Minster Son (1985 – 30 August 2006) was a British Thoroughbred racehorse and sire. In a career which lasted from late summer 1987 until September 1988, he ran eight times and won five races. He recorded his most important success when winning the Classic St. Leger Stakes as a three-year-old in 1988, ridden by his breeder, Willie Carson. In the same year in which he also won the Newmarket Stakes, the Predominate Stakes and the Gordon Stakes. He was retired to stud following his St Leger victory.

==Background==
Minster Son was a strongly-built chestnut horse with a white blaze bred by the leading jockey Willie Carson who rode him in all of his races. He was sired by the American-bred stallion Niniski, who won the Irish St. Leger and the Prix Royal-Oak in 1979 before going on to sire many good staying horses including Petoski, Hernando (Prix du Jockey Club) and Lomitas (Preis von Europa). His dam, Honey Bridge, was a member of Thoroughbred family 14-a, which also produced notable horses including Tetratema and Polynesian. Before his racing career began, Minster Son entered the ownership of Lady Beaverbrook and was sent into training with Major Dick Hern at West Ilsley in Berkshire.

==Racing career==

===1987: two-year-old season===
Minster Son made his first appearance in a maiden race at Newbury Racecourse in which he defeated his stable companion Unfuwain and twenty-five others. He was beaten in his two remaining starts in 1987.

===1988: three-year-old season===
Minster Son began his three-year-old season in the Newmarket Stakes over ten furlongs in April. Carson rode the colt to a one length victory over the favourite Red Glow. Two weeks later, Red Glow won the Dante Stakes at York. Minster Son was sent to Goodwood for the Predominate Stakes on 18 May, a recognised trial race for The Derby. He took the lead in the straight and won by one and a half lengths from Sheriff's Star.

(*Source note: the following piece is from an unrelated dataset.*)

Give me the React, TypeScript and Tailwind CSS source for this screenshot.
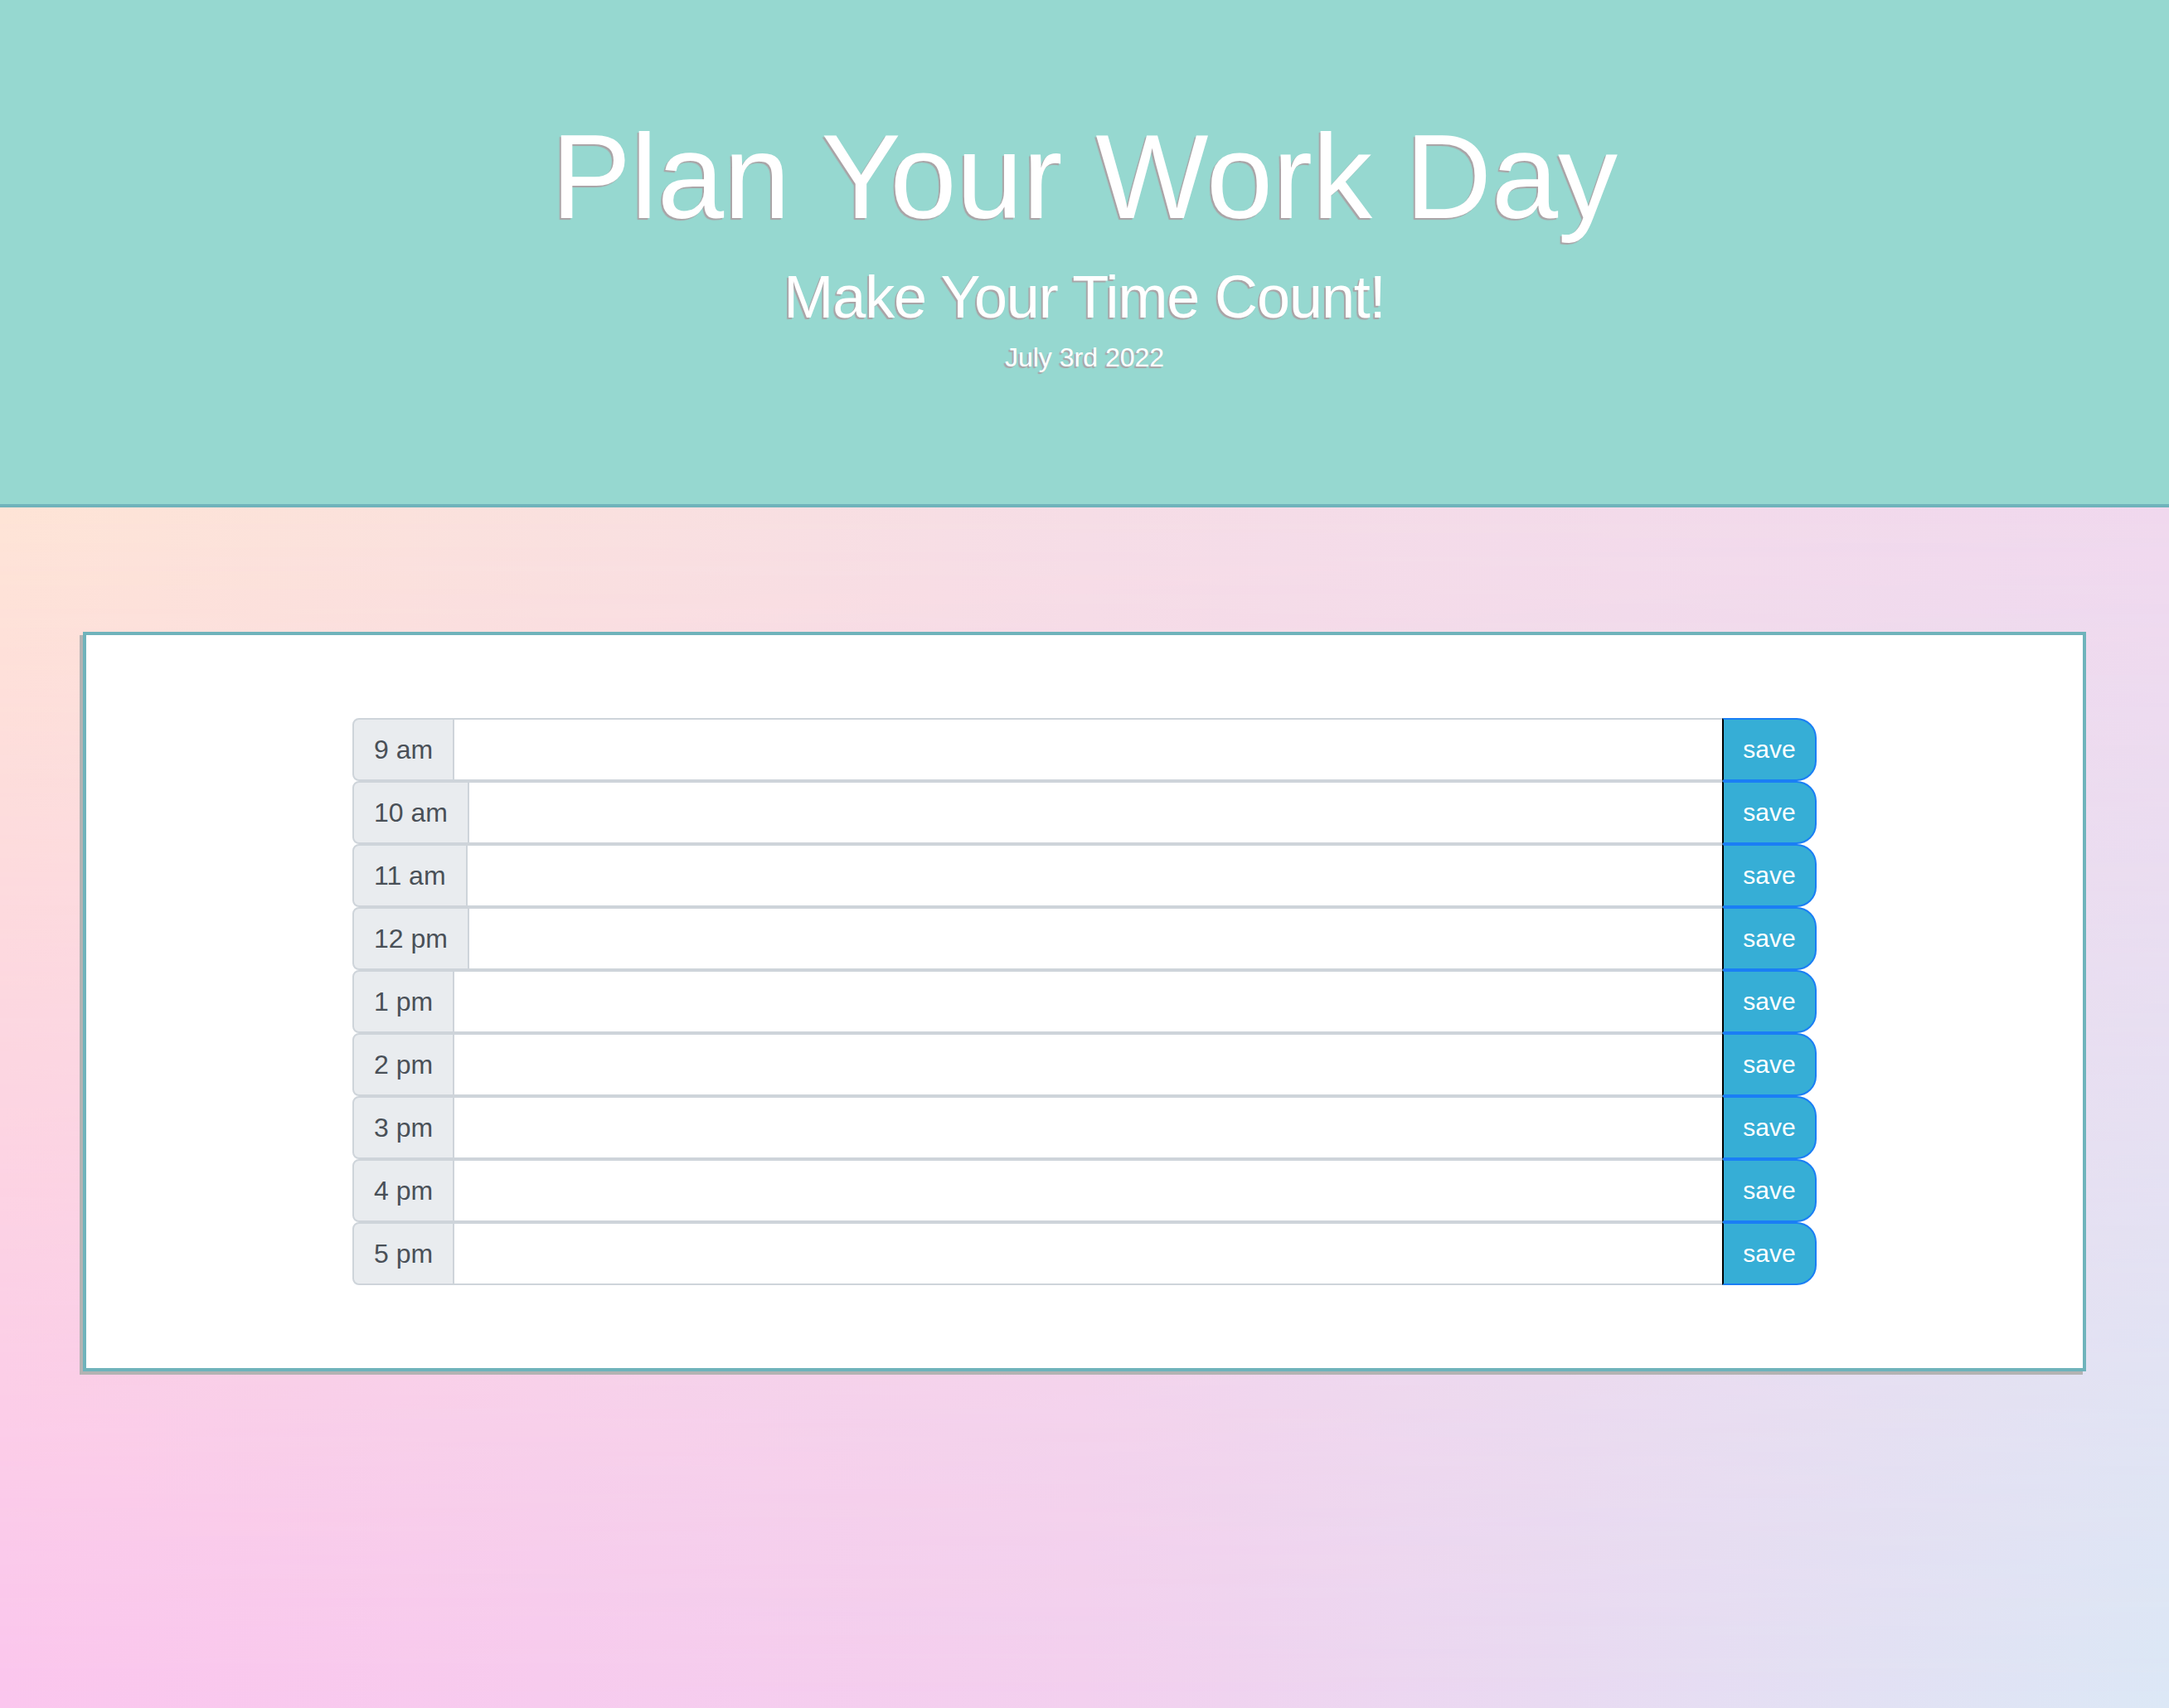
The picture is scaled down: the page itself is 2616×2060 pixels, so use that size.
import React from "react";

const hours = ["9 am", "10 am", "11 am", "12 pm", "1 pm", "2 pm", "3 pm", "4 pm", "5 pm"];

export default function App() {
  return (
    <div className="min-h-screen flex flex-col font-['Liberation_Sans',Arial,sans-serif]">
      <header className="h-[612px] shrink-0 bg-[#96d8d0] border-b-4 border-[#6fb3bb] flex flex-col items-center pt-[142px] text-white">
        <h1 className="text-[144px] leading-none [text-shadow:-2px_2px_1px_#aaa3a6]">
          Plan Your Work Day
        </h1>
        <p className="mt-[36px] text-[72px] leading-none tracking-[-1.1px] [text-shadow:-2px_2px_1px_#aaa3a6]">
          Make Your Time Count!
        </p>
        <p className="mt-[21px] text-[32px] leading-none [text-shadow:-2px_2px_1px_#aaa3a6]">
          July 3rd 2022
        </p>
      </header>
      <main className="relative flex-1 bg-[linear-gradient(to_right,#fbc6ee_0%,#f3d0ef_50%,#dce8f6_100%)] before:content-[''] before:absolute before:inset-0 before:bg-[linear-gradient(to_right,#fee4d6_0%,#f6dde6_50%,#f0d8ee_100%)] before:[mask-image:linear-gradient(to_bottom,black,transparent)]">
        <section className="relative mx-[100px] mt-[150px] mb-[100px] bg-white border-4 border-[#6fb3bb] shadow-[-4px_4px_0_#b3b3b3] py-[100px] flex justify-center">
          <div className="w-[1766px] flex flex-col">
            {hours.map((h) => (
              <div key={h} className="flex h-[76px]">
                <div className="flex items-center px-[24px] bg-[#e9ecef] border-2 border-[#ced4da] rounded-l-[8px] text-[32px] text-[#495057] leading-none whitespace-nowrap">
                  {h}
                </div>
                <textarea className="flex-1 border-y-2 border-[#ced4da] bg-white resize-none outline-none" />
                <button className="w-[114px] shrink-0 bg-[#36aed6] border-2 border-[#1a7ef5] border-l-black rounded-r-[24px] text-white text-[30px] leading-none flex items-center justify-center">
                  save
                </button>
              </div>
            ))}
          </div>
        </section>
      </main>
    </div>
  );
}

At Epsom on 1 June, Minster Son started the 6/1 third favourite for the Derby behind Red Glow and Unfuwain. Carson chose to ride the horse he had bred in preference to the more fancied Unfuwain and the 2000 Guineas runner-up Charmer. Minster Son was never in contention for the lead and finished eighth of the fourteen runners behind Kahyasi. It was to be his only defeat of the season. In July, Minster Son returned to Goodwood for the Gordon Stakes and won by two lengths from Assatis to establish himself as major contender for the St Leger.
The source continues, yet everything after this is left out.